┌──
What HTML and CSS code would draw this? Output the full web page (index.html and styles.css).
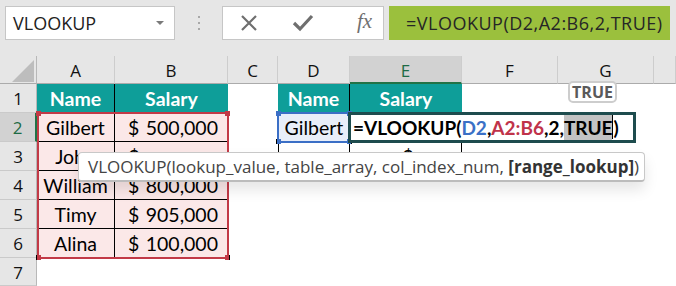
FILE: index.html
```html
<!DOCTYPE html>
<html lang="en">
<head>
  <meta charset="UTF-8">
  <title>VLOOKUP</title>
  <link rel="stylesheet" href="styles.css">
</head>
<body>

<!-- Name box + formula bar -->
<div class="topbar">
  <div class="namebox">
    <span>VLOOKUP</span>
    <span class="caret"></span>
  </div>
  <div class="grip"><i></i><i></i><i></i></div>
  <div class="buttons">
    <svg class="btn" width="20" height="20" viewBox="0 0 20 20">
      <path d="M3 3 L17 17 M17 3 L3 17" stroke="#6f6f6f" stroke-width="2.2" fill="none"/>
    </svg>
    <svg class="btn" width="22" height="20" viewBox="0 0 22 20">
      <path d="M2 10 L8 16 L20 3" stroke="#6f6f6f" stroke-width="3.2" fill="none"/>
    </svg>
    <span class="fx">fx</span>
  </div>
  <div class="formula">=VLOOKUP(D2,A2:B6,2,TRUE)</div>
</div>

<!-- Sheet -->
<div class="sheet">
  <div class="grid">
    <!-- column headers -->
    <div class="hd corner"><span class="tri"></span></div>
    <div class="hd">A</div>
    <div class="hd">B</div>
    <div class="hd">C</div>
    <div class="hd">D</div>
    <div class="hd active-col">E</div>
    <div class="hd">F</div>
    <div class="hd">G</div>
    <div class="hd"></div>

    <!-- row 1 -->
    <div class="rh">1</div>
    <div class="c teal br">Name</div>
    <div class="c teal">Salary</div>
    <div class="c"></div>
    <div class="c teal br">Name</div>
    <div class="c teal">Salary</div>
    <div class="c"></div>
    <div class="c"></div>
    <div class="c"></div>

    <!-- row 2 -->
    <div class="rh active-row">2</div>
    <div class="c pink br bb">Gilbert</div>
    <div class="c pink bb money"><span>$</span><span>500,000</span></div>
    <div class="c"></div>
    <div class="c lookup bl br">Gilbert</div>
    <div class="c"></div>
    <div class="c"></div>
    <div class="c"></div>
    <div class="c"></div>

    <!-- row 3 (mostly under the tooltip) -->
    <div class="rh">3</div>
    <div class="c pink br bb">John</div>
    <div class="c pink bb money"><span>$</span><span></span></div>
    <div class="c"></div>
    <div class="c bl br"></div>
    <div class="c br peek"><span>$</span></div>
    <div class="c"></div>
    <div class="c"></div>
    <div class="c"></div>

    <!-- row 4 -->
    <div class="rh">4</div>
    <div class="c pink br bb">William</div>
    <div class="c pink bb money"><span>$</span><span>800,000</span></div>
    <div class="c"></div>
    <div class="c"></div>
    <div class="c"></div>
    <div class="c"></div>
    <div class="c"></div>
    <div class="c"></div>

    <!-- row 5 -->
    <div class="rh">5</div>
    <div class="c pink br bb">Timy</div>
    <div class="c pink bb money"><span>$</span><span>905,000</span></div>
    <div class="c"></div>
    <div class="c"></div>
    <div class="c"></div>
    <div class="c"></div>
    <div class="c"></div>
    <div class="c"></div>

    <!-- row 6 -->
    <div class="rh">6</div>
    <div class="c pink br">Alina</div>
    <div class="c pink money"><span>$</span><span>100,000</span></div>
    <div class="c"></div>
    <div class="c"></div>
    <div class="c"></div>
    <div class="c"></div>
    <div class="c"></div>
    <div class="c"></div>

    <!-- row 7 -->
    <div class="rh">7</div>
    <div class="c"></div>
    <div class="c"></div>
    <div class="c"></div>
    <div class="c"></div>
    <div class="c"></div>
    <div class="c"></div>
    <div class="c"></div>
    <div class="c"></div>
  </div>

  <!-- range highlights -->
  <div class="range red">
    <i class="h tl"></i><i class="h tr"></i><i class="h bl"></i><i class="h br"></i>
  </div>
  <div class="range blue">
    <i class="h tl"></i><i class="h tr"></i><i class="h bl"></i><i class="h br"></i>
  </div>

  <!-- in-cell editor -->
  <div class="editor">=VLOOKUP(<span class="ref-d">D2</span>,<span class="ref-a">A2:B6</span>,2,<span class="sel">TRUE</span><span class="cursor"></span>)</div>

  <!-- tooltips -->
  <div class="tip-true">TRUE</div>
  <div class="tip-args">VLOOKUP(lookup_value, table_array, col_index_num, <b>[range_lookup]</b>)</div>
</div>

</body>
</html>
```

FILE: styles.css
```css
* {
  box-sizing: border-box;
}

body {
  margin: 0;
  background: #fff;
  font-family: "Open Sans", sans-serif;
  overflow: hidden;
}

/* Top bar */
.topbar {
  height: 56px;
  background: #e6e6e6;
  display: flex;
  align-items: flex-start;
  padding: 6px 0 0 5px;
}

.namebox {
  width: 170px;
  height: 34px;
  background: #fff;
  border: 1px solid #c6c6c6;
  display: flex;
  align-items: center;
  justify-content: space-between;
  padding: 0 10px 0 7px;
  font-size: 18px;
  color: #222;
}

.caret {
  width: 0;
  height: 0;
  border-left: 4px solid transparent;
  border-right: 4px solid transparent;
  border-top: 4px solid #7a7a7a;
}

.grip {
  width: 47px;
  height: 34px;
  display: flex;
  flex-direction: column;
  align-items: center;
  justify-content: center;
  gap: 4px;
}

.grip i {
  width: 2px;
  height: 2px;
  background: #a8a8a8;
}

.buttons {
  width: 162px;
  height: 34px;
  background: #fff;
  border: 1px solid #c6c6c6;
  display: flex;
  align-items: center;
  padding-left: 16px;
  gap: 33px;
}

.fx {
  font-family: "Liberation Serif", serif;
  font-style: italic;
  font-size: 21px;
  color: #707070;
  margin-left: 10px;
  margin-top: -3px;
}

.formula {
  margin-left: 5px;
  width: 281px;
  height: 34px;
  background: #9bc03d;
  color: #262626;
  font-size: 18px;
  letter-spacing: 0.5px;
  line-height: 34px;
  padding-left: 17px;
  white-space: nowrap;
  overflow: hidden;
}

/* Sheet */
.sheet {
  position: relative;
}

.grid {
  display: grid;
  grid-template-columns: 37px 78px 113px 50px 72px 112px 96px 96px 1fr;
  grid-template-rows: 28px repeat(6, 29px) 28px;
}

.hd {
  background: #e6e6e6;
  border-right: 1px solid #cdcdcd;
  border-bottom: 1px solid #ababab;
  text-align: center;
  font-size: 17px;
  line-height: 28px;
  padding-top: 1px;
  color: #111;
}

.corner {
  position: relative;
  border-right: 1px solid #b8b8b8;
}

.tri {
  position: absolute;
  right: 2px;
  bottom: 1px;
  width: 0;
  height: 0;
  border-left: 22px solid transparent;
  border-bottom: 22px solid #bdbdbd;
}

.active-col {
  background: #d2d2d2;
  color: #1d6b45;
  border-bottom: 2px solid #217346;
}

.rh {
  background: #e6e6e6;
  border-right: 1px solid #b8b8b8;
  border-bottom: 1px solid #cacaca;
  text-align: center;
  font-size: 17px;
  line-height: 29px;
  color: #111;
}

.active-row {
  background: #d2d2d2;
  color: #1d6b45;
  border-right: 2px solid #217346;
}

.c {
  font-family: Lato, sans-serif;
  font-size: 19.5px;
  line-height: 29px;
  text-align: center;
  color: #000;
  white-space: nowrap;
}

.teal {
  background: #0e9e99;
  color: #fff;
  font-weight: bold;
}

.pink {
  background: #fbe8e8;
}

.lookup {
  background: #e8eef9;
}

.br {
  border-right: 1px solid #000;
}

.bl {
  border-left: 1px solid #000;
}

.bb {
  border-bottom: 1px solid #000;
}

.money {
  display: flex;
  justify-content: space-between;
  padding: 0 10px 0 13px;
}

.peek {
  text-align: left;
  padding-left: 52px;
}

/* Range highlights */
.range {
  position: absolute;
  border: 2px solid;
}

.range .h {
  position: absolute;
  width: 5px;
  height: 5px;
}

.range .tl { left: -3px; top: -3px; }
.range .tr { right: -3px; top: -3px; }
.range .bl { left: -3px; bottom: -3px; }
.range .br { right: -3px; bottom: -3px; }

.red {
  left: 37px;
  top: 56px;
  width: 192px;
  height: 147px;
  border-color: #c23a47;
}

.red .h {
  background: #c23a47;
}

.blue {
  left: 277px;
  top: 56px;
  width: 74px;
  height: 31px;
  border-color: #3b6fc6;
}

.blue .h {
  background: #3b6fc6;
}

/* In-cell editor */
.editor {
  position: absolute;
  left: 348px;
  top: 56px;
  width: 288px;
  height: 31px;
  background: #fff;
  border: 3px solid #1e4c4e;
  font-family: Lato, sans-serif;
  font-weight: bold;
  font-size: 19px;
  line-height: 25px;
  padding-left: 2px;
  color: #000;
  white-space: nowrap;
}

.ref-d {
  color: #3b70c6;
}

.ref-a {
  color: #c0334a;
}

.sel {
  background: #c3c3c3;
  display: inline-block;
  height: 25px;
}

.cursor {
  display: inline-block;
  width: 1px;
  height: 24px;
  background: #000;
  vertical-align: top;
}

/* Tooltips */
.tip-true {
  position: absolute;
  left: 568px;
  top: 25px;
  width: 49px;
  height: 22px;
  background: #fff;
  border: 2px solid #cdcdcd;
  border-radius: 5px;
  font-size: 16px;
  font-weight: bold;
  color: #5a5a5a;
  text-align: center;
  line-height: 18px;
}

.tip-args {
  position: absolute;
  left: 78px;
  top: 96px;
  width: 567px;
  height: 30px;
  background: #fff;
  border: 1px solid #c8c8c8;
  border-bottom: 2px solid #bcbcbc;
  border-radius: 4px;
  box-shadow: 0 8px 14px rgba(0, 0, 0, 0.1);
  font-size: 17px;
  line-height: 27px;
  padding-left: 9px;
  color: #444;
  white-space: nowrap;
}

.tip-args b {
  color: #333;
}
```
└──
┌──
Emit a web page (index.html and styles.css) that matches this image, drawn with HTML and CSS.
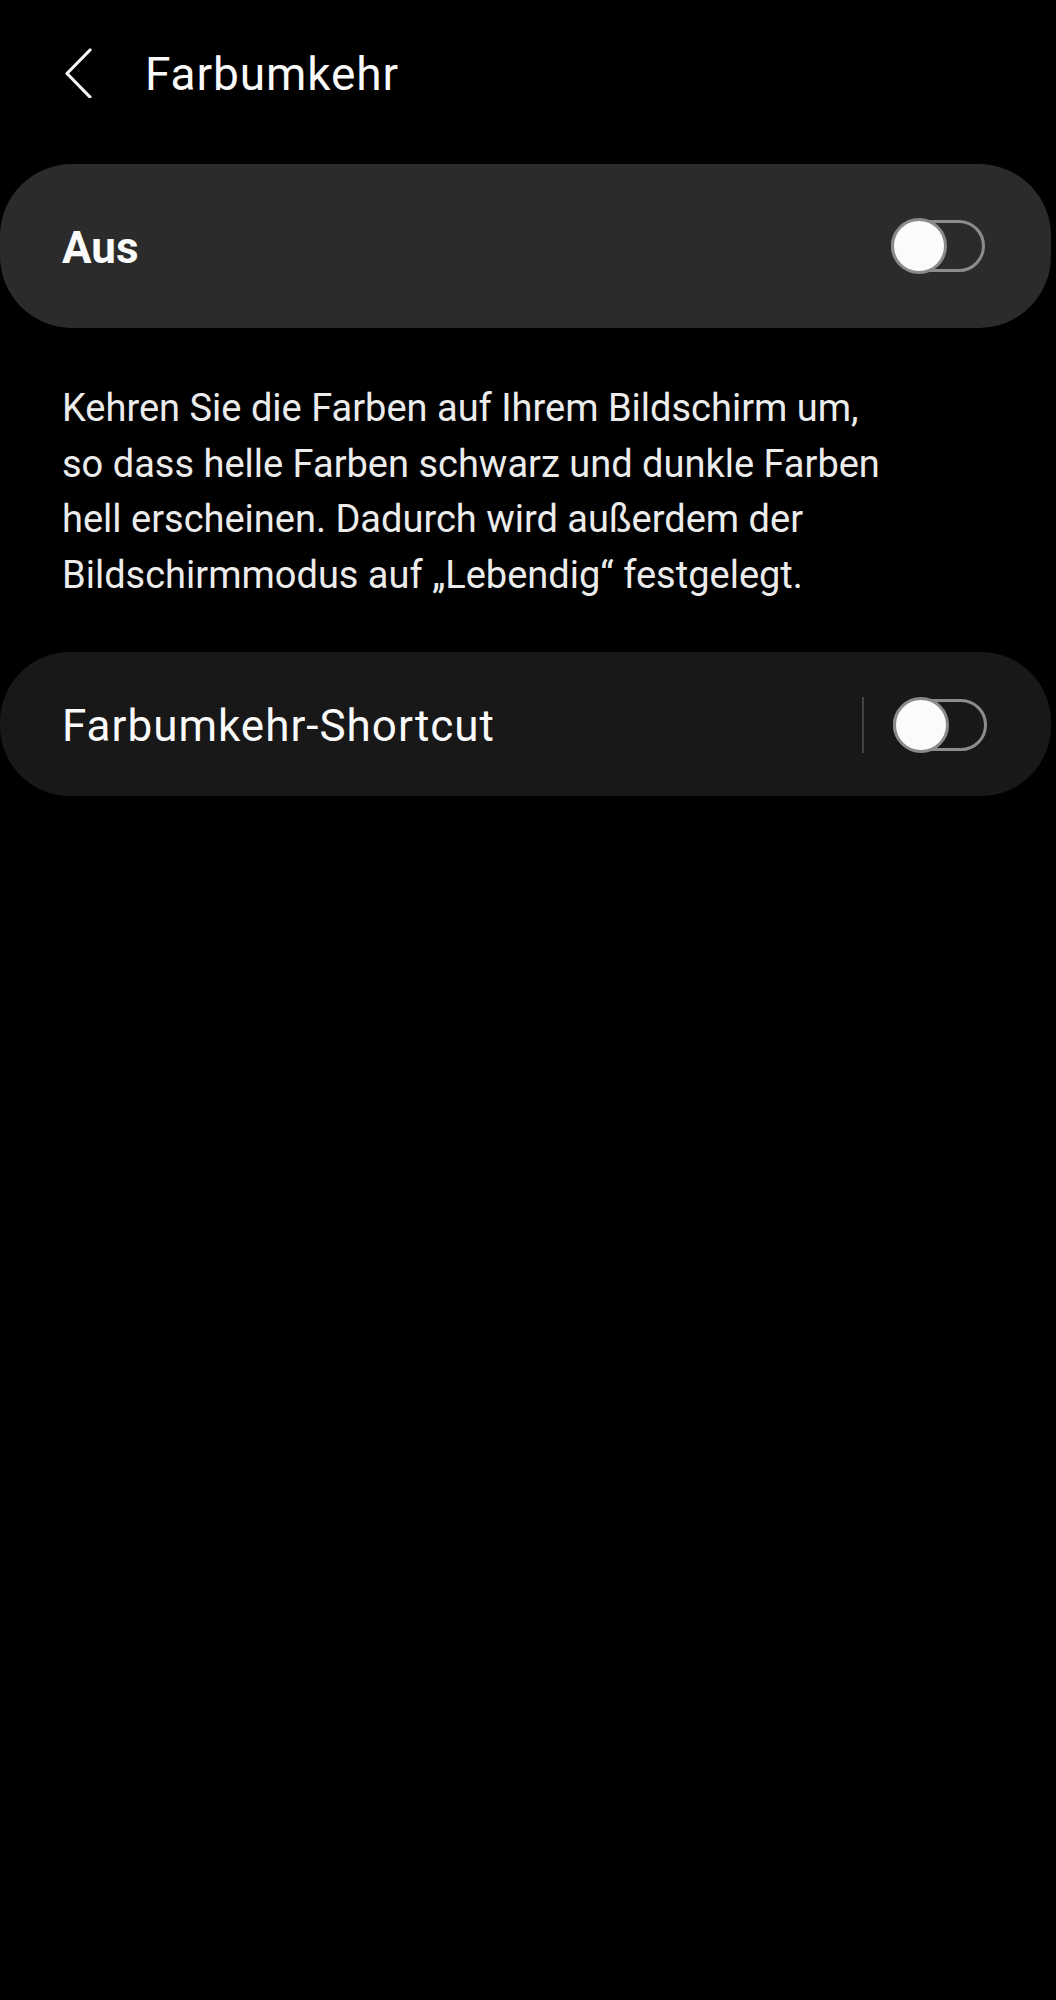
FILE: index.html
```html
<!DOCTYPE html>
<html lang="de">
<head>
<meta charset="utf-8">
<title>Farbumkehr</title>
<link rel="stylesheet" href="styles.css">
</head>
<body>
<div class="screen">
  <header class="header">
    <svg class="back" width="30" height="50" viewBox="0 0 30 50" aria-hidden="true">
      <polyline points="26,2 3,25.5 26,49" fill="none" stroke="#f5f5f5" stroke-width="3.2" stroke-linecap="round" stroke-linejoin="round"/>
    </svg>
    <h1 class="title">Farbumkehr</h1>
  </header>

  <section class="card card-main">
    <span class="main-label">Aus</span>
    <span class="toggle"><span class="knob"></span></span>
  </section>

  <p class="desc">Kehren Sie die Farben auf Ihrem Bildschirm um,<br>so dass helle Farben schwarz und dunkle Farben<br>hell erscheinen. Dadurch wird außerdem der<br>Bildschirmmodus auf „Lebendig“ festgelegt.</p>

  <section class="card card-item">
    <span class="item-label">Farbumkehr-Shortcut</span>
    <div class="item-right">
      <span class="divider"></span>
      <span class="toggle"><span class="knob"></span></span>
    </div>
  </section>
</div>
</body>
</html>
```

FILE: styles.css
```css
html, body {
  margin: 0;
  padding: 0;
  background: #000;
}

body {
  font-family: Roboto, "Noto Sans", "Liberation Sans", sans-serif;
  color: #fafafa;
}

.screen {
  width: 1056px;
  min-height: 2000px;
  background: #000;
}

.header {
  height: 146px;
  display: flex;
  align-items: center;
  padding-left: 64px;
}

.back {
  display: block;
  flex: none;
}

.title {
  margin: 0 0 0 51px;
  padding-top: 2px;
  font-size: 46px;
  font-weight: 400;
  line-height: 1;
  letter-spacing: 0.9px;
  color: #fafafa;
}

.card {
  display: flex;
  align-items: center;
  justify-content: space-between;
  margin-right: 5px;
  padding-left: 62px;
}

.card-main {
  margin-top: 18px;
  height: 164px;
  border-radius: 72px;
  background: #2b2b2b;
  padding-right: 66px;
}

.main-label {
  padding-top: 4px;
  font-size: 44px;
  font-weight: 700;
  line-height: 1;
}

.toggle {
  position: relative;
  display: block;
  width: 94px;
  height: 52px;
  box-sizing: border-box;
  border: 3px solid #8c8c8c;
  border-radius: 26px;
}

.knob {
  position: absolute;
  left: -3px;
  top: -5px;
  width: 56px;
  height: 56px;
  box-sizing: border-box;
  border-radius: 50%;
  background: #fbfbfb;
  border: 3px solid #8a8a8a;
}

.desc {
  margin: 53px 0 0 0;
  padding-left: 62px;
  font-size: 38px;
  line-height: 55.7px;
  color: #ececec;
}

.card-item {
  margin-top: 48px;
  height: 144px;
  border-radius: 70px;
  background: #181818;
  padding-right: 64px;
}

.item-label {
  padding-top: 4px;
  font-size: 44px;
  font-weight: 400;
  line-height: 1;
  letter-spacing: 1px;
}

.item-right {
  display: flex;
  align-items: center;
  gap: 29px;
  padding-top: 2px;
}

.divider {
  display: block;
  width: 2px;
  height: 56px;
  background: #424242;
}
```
└──
┌──
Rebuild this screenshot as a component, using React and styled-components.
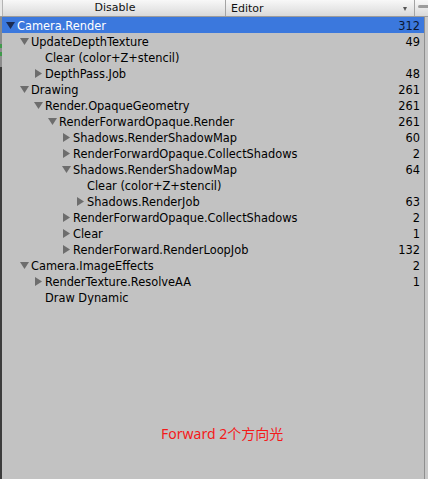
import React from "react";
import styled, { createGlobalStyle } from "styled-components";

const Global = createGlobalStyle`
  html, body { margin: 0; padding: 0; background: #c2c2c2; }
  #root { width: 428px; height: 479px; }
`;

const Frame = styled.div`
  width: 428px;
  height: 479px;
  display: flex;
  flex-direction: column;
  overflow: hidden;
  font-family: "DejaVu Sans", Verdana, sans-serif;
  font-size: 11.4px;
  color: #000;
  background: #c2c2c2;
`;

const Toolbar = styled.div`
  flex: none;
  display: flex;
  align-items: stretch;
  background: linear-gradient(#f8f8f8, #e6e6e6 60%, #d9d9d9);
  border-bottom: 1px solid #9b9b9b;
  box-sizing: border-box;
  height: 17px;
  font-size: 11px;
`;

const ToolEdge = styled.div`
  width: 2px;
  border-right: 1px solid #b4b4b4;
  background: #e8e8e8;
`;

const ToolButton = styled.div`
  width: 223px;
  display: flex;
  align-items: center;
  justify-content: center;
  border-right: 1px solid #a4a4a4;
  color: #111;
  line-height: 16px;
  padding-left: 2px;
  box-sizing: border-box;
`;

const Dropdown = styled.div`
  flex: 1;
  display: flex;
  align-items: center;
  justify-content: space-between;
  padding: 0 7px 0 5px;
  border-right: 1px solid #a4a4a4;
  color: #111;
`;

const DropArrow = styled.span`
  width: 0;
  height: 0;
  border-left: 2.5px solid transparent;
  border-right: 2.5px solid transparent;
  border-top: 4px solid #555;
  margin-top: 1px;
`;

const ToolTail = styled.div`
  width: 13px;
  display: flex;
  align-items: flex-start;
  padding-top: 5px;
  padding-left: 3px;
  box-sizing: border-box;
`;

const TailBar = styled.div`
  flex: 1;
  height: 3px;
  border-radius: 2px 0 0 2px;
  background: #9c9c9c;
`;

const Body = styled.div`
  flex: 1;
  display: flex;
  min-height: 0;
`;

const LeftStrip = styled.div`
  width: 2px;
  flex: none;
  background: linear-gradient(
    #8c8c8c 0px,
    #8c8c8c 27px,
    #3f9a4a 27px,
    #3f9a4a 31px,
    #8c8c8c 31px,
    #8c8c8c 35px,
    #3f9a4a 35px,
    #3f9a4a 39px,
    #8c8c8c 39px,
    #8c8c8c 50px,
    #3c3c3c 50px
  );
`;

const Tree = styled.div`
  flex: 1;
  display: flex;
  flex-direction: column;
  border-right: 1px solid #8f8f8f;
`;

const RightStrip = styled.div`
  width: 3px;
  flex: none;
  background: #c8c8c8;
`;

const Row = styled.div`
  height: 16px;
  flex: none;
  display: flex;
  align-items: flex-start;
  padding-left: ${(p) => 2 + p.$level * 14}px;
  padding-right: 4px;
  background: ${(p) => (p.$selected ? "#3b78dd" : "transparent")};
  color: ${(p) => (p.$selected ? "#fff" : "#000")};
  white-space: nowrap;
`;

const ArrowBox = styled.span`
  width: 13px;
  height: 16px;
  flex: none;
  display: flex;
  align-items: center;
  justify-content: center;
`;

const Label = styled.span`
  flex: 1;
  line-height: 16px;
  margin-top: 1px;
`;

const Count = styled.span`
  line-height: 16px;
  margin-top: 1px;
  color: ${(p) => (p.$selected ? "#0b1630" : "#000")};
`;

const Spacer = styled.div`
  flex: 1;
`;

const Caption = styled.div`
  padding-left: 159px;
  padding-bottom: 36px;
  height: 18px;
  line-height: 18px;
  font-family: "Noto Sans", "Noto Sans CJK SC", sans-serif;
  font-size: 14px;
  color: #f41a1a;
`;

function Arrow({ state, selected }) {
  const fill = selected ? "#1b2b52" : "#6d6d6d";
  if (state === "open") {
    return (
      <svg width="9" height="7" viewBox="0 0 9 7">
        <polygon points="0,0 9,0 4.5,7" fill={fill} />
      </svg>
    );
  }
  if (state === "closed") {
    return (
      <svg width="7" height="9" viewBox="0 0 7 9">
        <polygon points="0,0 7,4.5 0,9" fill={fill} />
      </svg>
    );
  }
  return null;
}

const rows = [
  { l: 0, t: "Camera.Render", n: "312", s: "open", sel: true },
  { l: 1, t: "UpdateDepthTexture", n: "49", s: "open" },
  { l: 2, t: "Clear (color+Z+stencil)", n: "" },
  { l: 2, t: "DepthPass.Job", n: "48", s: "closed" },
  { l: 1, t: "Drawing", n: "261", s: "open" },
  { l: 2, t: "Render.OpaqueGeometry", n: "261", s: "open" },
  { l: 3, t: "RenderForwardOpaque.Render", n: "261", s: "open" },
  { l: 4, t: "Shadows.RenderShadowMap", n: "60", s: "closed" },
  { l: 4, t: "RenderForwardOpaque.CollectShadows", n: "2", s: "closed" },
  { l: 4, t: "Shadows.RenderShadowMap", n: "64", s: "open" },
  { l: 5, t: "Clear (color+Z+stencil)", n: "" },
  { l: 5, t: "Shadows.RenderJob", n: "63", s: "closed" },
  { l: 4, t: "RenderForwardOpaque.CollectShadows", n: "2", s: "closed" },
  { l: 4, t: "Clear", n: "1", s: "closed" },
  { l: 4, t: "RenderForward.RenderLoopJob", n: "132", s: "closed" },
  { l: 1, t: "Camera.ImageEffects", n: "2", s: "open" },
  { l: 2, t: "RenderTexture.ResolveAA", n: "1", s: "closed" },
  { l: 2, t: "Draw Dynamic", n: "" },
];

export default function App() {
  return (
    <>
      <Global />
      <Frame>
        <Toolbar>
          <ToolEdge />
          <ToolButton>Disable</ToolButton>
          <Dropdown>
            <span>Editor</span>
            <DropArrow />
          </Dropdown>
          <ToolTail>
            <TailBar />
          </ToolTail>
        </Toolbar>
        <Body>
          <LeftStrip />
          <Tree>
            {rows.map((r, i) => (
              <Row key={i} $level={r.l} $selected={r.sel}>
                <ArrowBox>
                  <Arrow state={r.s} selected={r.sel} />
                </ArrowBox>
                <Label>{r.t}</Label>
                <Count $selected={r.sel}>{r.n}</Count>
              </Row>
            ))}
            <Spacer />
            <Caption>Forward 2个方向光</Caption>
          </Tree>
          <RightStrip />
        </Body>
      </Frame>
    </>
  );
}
└──
Objective:
Check each line of the entries above, and show every one holding the word "this".

Answer to the task:
What HTML and CSS code would draw this? Output the full web page (index.html and styles.css).
Emit a web page (index.html and styles.css) that matches this image, drawn with HTML and CSS.
Rebuild this screenshot as a component, using React and styled-components.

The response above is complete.